Note each line where "React" appears, and copy it.
— Begin DATASET EXTRACT —
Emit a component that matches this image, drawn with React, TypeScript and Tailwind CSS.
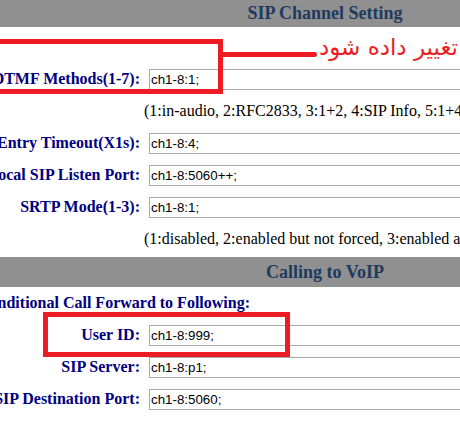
import React from 'react';

interface FieldProps {
  label: string;
  value: string;
}

const Field: React.FC<FieldProps> = ({ label, value }) => (
  <div className="flex h-8 items-center">
    <div className="w-[180px] shrink-0 whitespace-nowrap text-right text-[16px] font-bold text-[#000080]">{label}</div>
    <input
      readOnly
      defaultValue={value}
      className="ml-[9px] h-[21px] w-[320px] shrink-0 border border-[#a9a9a9] bg-white pl-[1px] font-['Liberation_Sans',Arial,sans-serif] text-[13.33px] text-black outline-none"
    />
  </div>
);

const Note: React.FC<{ text: string }> = ({ text }) => (
  <div className="flex h-8 items-center whitespace-nowrap pl-[184px] text-[16px] text-black">{text}</div>
);

const SectionHeader: React.FC<{ title: string; tall?: boolean }> = ({ title, tall }) => (
  <div
    className={`flex items-center justify-center bg-[#909090] text-[18px] font-bold text-[#1e3a5f] ${tall ? 'h-[30px]' : 'h-[27px]'}`}
  >
    {title}
  </div>
);

export default function App() {
  return (
    <div className="relative h-[445px] w-[460px] overflow-hidden bg-white font-['Liberation_Serif','Times_New_Roman',serif]">
      <div className="-ml-[40px] w-[730px]">
        <SectionHeader title="SIP Channel Setting" />
        <div className="h-[36px]" />
        <Field label="DTMF Methods(1-7):" value="ch1-8:1;" />
        <Note text="(1:in-audio, 2:RFC2833, 3:1+2, 4:SIP Info, 5:1+4, 6:2+4, 7:1+2+4)" />
        <Field label="Entry Timeout(X1s):" value="ch1-8:4;" />
        <Field label="Local SIP Listen Port:" value="ch1-8:5060++;" />
        <Field label="SRTP Mode(1-3):" value="ch1-8:1;" />
        <Note text="(1:disabled, 2:enabled but not forced, 3:enabled and forced)" />
        <div className="mt-[2px]">
          <SectionHeader title="Calling to VoIP" tall />
        </div>
        <div className="flex h-8 items-center whitespace-nowrap pl-[2px] text-[16px] font-bold text-[#000080]">
          Unconditional Call Forward to Following:
        </div>
        <Field label="User ID:" value="ch1-8:999;" />
        <Field label="SIP Server:" value="ch1-8:p1;" />
        <Field label="SIP Destination Port:" value="ch1-8:5060;" />
      </div>

      {/* annotation overlay */}
      <div className="absolute left-[-10px] top-[39px] h-[55px] w-[233px] border-[5px] border-[#ed1c24]" />
      <div className="absolute left-[223px] top-[52px] h-[5px] w-[94px] rounded-r-full bg-[#ed1c24]" />
      <div
        dir="rtl"
        className="absolute right-[2px] top-[31px] whitespace-nowrap font-['DejaVu_Sans',sans-serif] text-[23px] leading-[32px] tracking-[-0.5px] text-[#ed1c24]"
      >
        تغییر داده شود
      </div>
      <div className="absolute left-[43px] top-[312px] h-[45px] w-[247px] border-[5px] border-[#ed1c24]" />
    </div>
  );
}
— End DATASET EXTRACT —
■ FULL SOLUTION:
Emit a component that matches this image, drawn with React, TypeScript and Tailwind CSS.
import React from 'react';
const Field: React.FC<FieldProps> = ({ label, value }) => (
const Note: React.FC<{ text: string }> = ({ text }) => (
const SectionHeader: React.FC<{ title: string; tall?: boolean }> = ({ title, tall }) => (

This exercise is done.